Brian Moynihan, president and chief executive officer of Bank of America Corp.

‘Hard to Imagine’

“These kinds of practices were probably pretty widespread in the industry,” said Phillip Phan, professor at the Johns Hopkins Carey Business School in Baltimore. “Merrill probably won’t be punished overly by the market -- and I find it hard to imagine institutions were completely naïve about this.”

The company didn’t admit or deny wrongdoing in agreeing to settle the SEC’s civil complaint.

“Merrill Lynch adopted a number of policy changes to ensure separation of proprietary and other trading and to address the SEC’s concerns,” said Bill Halldin, a spokesman for Bank of America. “Merrill Lynch also voluntarily implemented enhanced training and supervision to improve the principal trading processes at the firm.”

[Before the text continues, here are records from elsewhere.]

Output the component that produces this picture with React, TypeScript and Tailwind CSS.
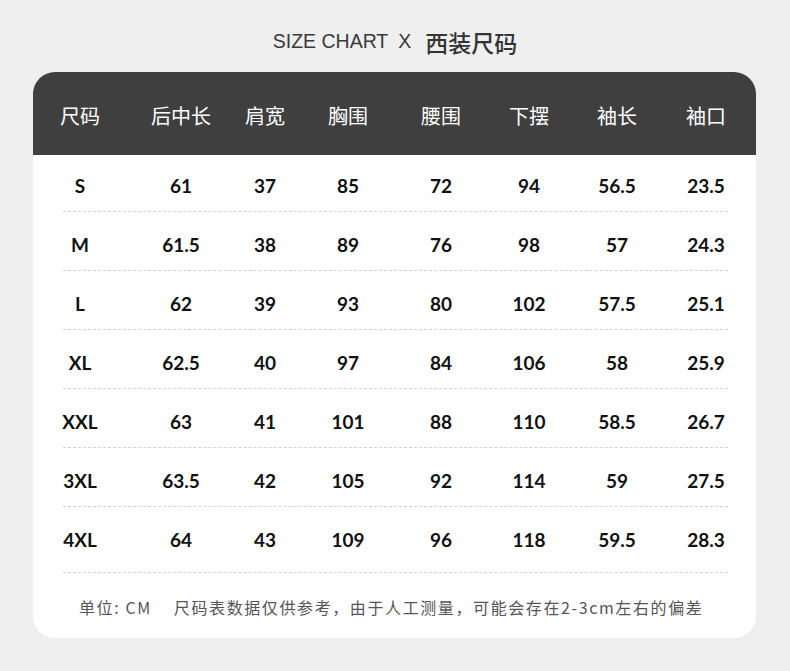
import React from 'react'

const headers = ['尺码', '后中长', '肩宽', '胸围', '腰围', '下摆', '袖长', '袖口']

const rows = [
  ['S', '61', '37', '85', '72', '94', '56.5', '23.5'],
  ['M', '61.5', '38', '89', '76', '98', '57', '24.3'],
  ['L', '62', '39', '93', '80', '102', '57.5', '25.1'],
  ['XL', '62.5', '40', '97', '84', '106', '58', '25.9'],
  ['XXL', '63', '41', '101', '88', '110', '58.5', '26.7'],
  ['3XL', '63.5', '42', '105', '92', '114', '59', '27.5'],
  ['4XL', '64', '43', '109', '96', '118', '59.5', '28.3'],
]

// each column is 60px wide; margins put the centres where the chart has them
const colMargin = ['ml-[17px]', 'ml-[41px]', 'ml-[24px]', 'ml-[23px]', 'ml-[33px]', 'ml-[28px]', 'ml-[28px]', 'ml-[29px]']

const cjk = "font-['Noto_Sans_CJK_SC',sans-serif]"

export default function App() {
  return (
    <div className="min-h-[671px] w-full bg-[#efefef] px-[33px] pt-[28px] pb-[33px]">
      {/* Title */}
      <div className="mb-[16px] flex h-[28px] items-center justify-center">
        <span className="font-['Liberation_Sans',sans-serif] text-[19.5px] text-[#3a3a3a]">SIZE CHART</span>
        <span className="ml-[10px] font-['Liberation_Sans',sans-serif] text-[19.5px] text-[#3a3a3a]">X</span>
        <span className={`${cjk} ml-[14px] text-[23px] font-medium text-[#333]`}>西装尺码</span>
      </div>

      <div className="w-[723px] overflow-hidden rounded-[22px] bg-white">
        {/* Header */}
        <div className="flex h-[83px] items-center bg-[#3f3f3f] pt-[4px]">
          {headers.map((h, j) => (
            <div key={h} className={`${cjk} ${colMargin[j]} w-[60px] whitespace-nowrap text-center text-[20px] text-white`}>
              {h}
            </div>
          ))}
        </div>

        {/* Body */}
        {rows.map((r, i) => (
          <div key={r[0]}>
            <div
              className={`flex ${
                i === 0 ? 'pt-[19px] pb-[13px]' : i === rows.length - 1 ? 'pt-[21px] pb-[20px]' : 'pt-[21px] pb-[13px]'
              }`}
            >
              {r.map((v, j) => (
                <div
                  key={j}
                  className={`${colMargin[j]} w-[60px] text-center font-['Lato',sans-serif] text-[19px] font-bold leading-[24px] text-[#111]`}
                >
                  {v}
                </div>
              ))}
            </div>
            <div className="ml-[30px] mr-[28px] border-b border-dashed border-[#d2d2d2]" />
          </div>
        ))}

        <div className={`${cjk} mt-[22px] mb-[19px] flex pl-[46px] text-[16px] leading-[24px] tracking-[1.6px] text-[#555]`}>
          <span>单位: CM</span>
          <span className="ml-[22px]">尺码表数据仅供参考，由于人工测量，可能会存在2-3cm左右的偏差</span>
        </div>
      </div>
    </div>
  )
}
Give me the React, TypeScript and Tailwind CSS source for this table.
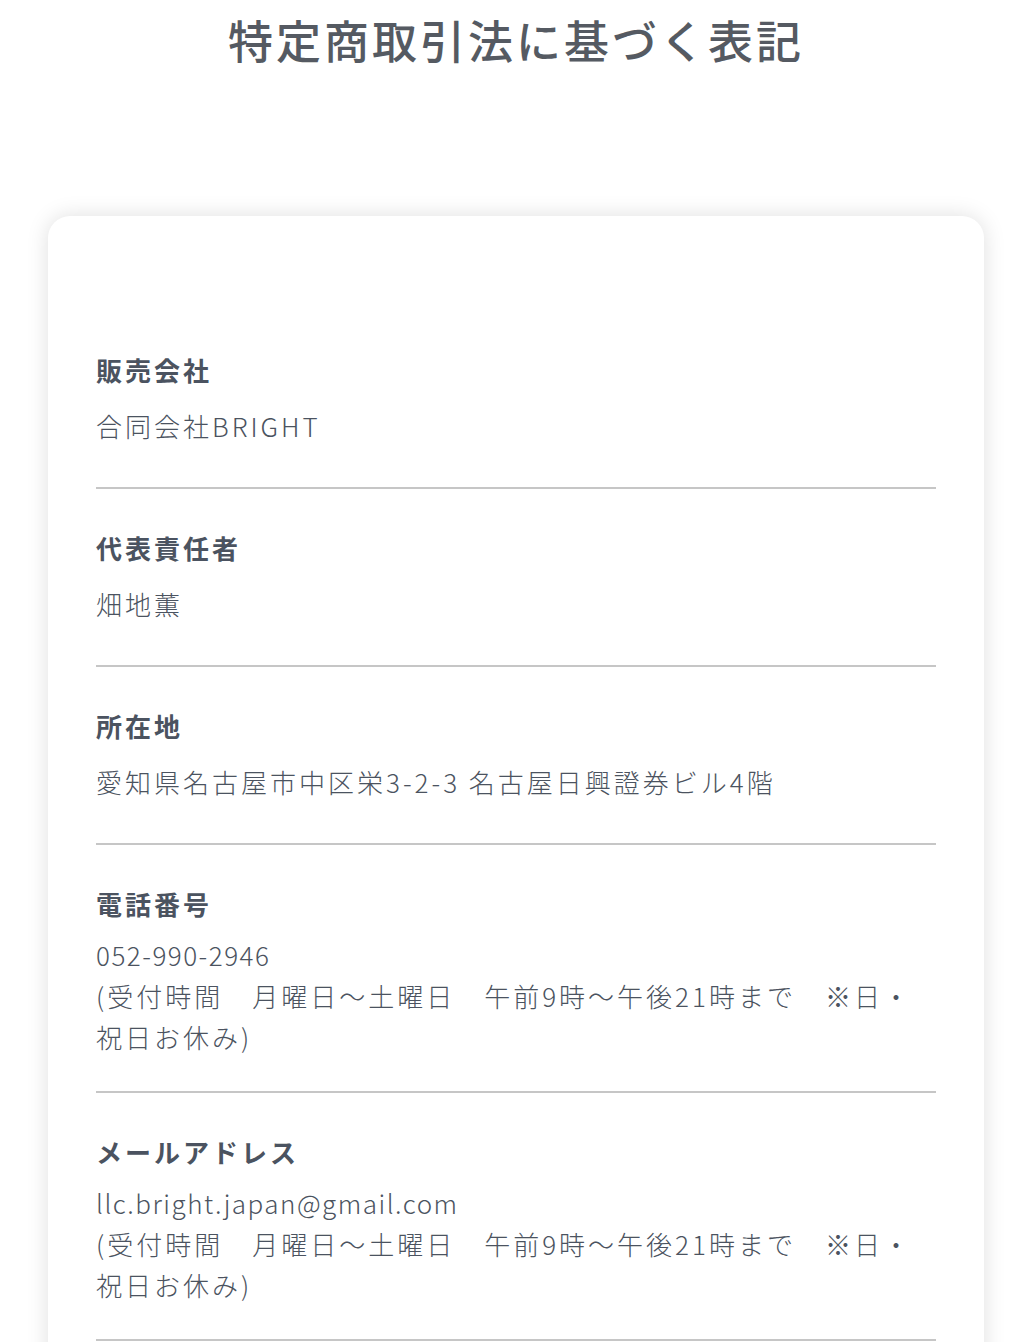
import React from 'react';

type Line = { text: string; latin?: boolean };

type Row = {
  label: string;
  lines: Line[];
  single?: boolean;
};

const hours = '(受付時間　月曜日～土曜日　午前9時～午後21時まで　※日・祝日お休み)';

const rows: Row[] = [
  { label: '販売会社', lines: [{ text: '合同会社BRIGHT' }], single: true },
  { label: '代表責任者', lines: [{ text: '畑地薫' }], single: true },
  { label: '所在地', lines: [{ text: '愛知県名古屋市中区栄3-2-3 名古屋日興證券ビル4階' }], single: true },
  {
    label: '電話番号',
    lines: [{ text: '052-990-2946', latin: true }, { text: hours }],
  },
  {
    label: 'メールアドレス',
    lines: [{ text: 'llc.bright.japan@gmail.com', latin: true }, { text: hours }],
  },
];

const font = "font-['Noto_Sans_CJK_JP','Noto_Sans',sans-serif]";

const App = () => {
  return (
    <div className={`min-h-screen bg-white text-[#4b5360] ${font}`}>
      <h1 className="pt-[11px] text-center text-[45px] leading-[58px] font-medium tracking-[3px] text-[#555a62]">
        特定商取引法に基づく表記
      </h1>

      <div className="mx-[48px] mt-[147px] rounded-[22px] bg-white px-[48px] pt-[95px] shadow-[0_0_22px_rgba(0,0,0,0.13)]">
        {rows.map((row) => (
          <div key={row.label} className="border-b-2 border-[#c6c6c6] pt-[41px] pb-[34px]">
            <div className="text-[26px] leading-[36px] font-bold tracking-[3px]">{row.label}</div>
            <div
              className={`mt-[12px] text-[26px] leading-[41px] font-light tracking-[3px] ${
                row.single ? 'pt-[5px] pb-[7px]' : ''
              }`}
            >
              {row.lines.map((line) => (
                <p key={line.text} className={line.latin ? 'tracking-[1.5px]' : ''}>
                  {line.text}
                </p>
              ))}
            </div>
          </div>
        ))}
        <div className="h-[40px]" />
      </div>
    </div>
  );
};

export default App;
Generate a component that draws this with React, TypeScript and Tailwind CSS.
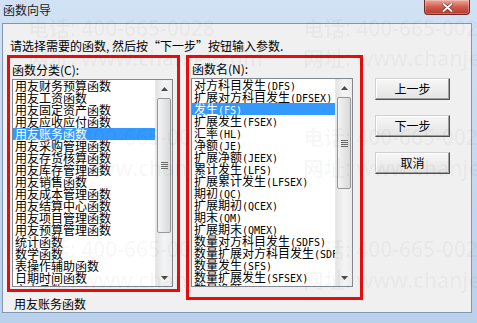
import React from 'react';

const CATEGORIES = [
  '用友财务预算函数',
  '用友工资函数',
  '用友固定资产函数',
  '用友应收应付函数',
  '用友账务函数',
  '用友采购管理函数',
  '用友存货核算函数',
  '用友库存管理函数',
  '用友销售函数',
  '用友成本管理函数',
  '用友结算中心函数',
  '用友项目管理函数',
  '用友预算管理函数',
  '统计函数',
  '数学函数',
  '表操作辅助函数',
  '日期时间函数',
  '文本函数',
];

const FUNCS: [string, string][] = [
  ['对方科目发生', '(DFS)'],
  ['扩展对方科目发生', '(DFSEX)'],
  ['发生', '(FS)'],
  ['扩展发生', '(FSEX)'],
  ['汇率', '(HL)'],
  ['净额', '(JE)'],
  ['扩展净额', '(JEEX)'],
  ['累计发生', '(LFS)'],
  ['扩展累计发生', '(LFSEX)'],
  ['期初', '(QC)'],
  ['扩展期初', '(QCEX)'],
  ['期末', '(QM)'],
  ['扩展期末', '(QMEX)'],
  ['数量对方科目发生', '(SDFS)'],
  ['数量扩展对方科目发生', '(SDFSEX)'],
  ['数量发生', '(SFS)'],
  ['数量扩展发生', '(SFSEX)'],
  ['数量净额', '(SJE)'],
];

const WATERMARKS: { cls: string; text: string }[] = [
  { cls: 'top-[18px] left-[28px]', text: '电话: 400-665-0028' },
  { cls: 'top-[18px] left-[303px]', text: '电话: 400-665-0028' },
  { cls: 'top-[48px] left-[28px]', text: '网址: www.chanjet.com' },
  { cls: 'top-[48px] left-[303px]', text: '网址: www.chanjet.com' },
  { cls: 'top-[127px] left-[28px]', text: '电话: 400-665-0028' },
  { cls: 'top-[127px] left-[303px]', text: '电话: 400-665-0028' },
  { cls: 'top-[158px] left-[28px]', text: '网址: www.chanjet.com' },
  { cls: 'top-[158px] left-[303px]', text: '网址: www.chanjet.com' },
  { cls: 'top-[239px] left-[28px]', text: '电话: 400-665-0028' },
  { cls: 'top-[239px] left-[303px]', text: '电话: 400-665-0028' },
  { cls: 'top-[270px] left-[28px]', text: '网址: www.chanjet.com' },
  { cls: 'top-[270px] left-[303px]', text: '网址: www.chanjet.com' },
];

function Arrow({ down }: { down?: boolean }) {
  return (
    <div className="h-[17px] flex items-center justify-center shrink-0">
      <svg width="7" height="4" viewBox="0 0 7 4">
        {down ? <path d="M0 0h7L3.5 4z" fill="#4a4a4a" /> : <path d="M0 4h7L3.5 0z" fill="#4a4a4a" />}
      </svg>
    </div>
  );
}

function ScrollBar({ thumb }: { thumb: string }) {
  return (
    <div className="w-[17px] h-full shrink-0 flex flex-col bg-gradient-to-r from-[#e4e4e4] via-[#f4f4f4] to-[#ececec] border-l border-[#e9e9e9]">
      <Arrow />
      <div className={`mt-[1px] mx-[1px] rounded-[2px] border border-[#979797] bg-gradient-to-r from-[#f4f4f4] to-[#d9d9d9] flex items-center justify-center shrink-0 ${thumb}`}>
        <svg width="7" height="7" viewBox="0 0 7 7">
          <path d="M0 0.5h7M0 2.5h7M0 4.5h7M0 6.5h7" stroke="#6b6b6b" strokeWidth="1" />
        </svg>
      </div>
      <div className="flex-1" />
      <Arrow down />
    </div>
  );
}

function Row({ selected, children }: { selected?: boolean; children: React.ReactNode }) {
  return (
    <div className={`h-[12px] leading-[12px] pl-[2px] whitespace-nowrap shrink-0 ${selected ? 'bg-[#3399ff] text-white' : 'text-black'}`}>
      {children}
    </div>
  );
}

function Button({ label }: { label: string }) {
  return (
    <button className="w-[75px] h-[22px] text-[12px] leading-[14px] text-black bg-gradient-to-b from-[#f7f7f7] to-[#e3e3e3] border border-t-[#d0d0d0] border-l-[#d0d0d0] border-r-[#505050] border-b-[#505050] shadow-[inset_-1px_-1px_0_#a0a0a0,inset_1px_1px_0_#ffffff]">
      {label}
    </button>
  );
}

export default function App() {
  return (
    <div className="w-[477px] h-[323px] relative overflow-hidden flex flex-col bg-gradient-to-b from-[#d2e2f5] to-[#bad1ec] font-['Noto_Sans_CJK_SC',sans-serif] text-[12px] text-black">
      {/* title bar */}
      <div className="h-[23px] shrink-0 flex items-start justify-between">
        <span className="pl-[3px] pt-[3px] leading-[14px] text-[#1b1b1b]">函数向导</span>
        <div className="mr-[7px] w-[46px] h-[15px] rounded-b-[4px] border border-t-0 border-[#6e2a22] bg-gradient-to-b from-[#e9a89c] via-[#d15b4c] to-[#b9372a] flex items-center justify-center shadow-[inset_0_0_0_1px_rgba(255,255,255,0.25)]">
          <svg width="11" height="9" viewBox="0 0 11 9">
            <path d="M1.5 1l8 7M9.5 1l-8 7" stroke="#5a1c16" strokeWidth="3" strokeLinecap="round" />
            <path d="M1.5 1l8 7M9.5 1l-8 7" stroke="#ffffff" strokeWidth="2" strokeLinecap="round" />
          </svg>
        </div>
      </div>

      {/* client area */}
      <div className="ml-[2px] mr-[5px] h-[290px] shrink-0 border border-[#8096b1] bg-[#f0f0f0] flex flex-col">
        <div className="pl-[7px] pt-[15px] h-[29px] leading-[14px] whitespace-nowrap">
          请选择需要的函数, 然后按“下一步”按钮输入参数.
        </div>

        <div className="mt-[2px] pl-[4px] flex items-start">
          {/* categories */}
          <div className="w-[173px] shrink-0 flex flex-col">
            <div className="h-[237px] border-[3px] border-[#e60d0d] flex flex-col">
              <div className="pl-[2px] pt-[5px] leading-[14px]">函数分类(C):</div>
              <div className="mt-[2px] ml-[2px] w-[161px] h-[208px] border border-[#828790] bg-white flex">
                <div className="flex-1 flex flex-col overflow-hidden">
                  {CATEGORIES.map((c, i) => (
                    <Row key={c} selected={i === 4}>{c}</Row>
                  ))}
                </div>
                <ScrollBar thumb="h-[135px]" />
              </div>
            </div>
            <div className="pl-[7px] mt-[5px] leading-[14px]">用友账务函数</div>
          </div>

          {/* functions */}
          <div className="ml-[6px] w-[177px] h-[245px] shrink-0 border-[3px] border-[#e60d0d] flex flex-col">
            <div className="pl-[3px] pt-[4px] leading-[14px]">函数名(N):</div>
            <div className="mt-[2px] ml-[2px] w-[162px] h-[209px] border border-[#828790] bg-white flex">
              <div className="flex-1 flex flex-col overflow-hidden">
                {FUNCS.map(([name, code], i) => (
                  <Row key={code} selected={i === 2}>
                    {name}
                    <span className="font-['DejaVu_Sans_Mono',monospace] text-[10px]">{code}</span>
                  </Row>
                ))}
              </div>
              <ScrollBar thumb="h-[92px]" />
            </div>
          </div>

          {/* buttons */}
          <div className="ml-[12px] pt-[23px] flex flex-col gap-[15px]">
            <Button label="上一步" />
            <Button label="下一步" />
            <Button label="取消" />
          </div>
        </div>
      </div>

      {/* watermark overlay */}
      {WATERMARKS.map((w, i) => (
        <span
          key={i}
          className={`absolute z-10 pointer-events-none whitespace-nowrap font-['Open_Sans','Noto_Sans_CJK_SC',sans-serif] font-semibold text-[21px] leading-[21px] text-black/[0.04] ${w.cls}`}
        >
          {w.text}
        </span>
      ))}
    </div>
  );
}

The company’s global banking and markets division, run by former Goldman Sachs Group Inc. trading head Thomas Montag, earned $6.3 billion last year, helping prop up the bank’s unprofitable mortgage and credit-card operations. Montag was hired by then-Merrill Lynch CEO John Thain in 2008.

Last week, Bank of America reported a $1.24 billion fourth- quarter loss, its second consecutive unprofitable period, as the lender boosted provisions tied to faulty loans and litigation and wrote down the value of its mortgage unit.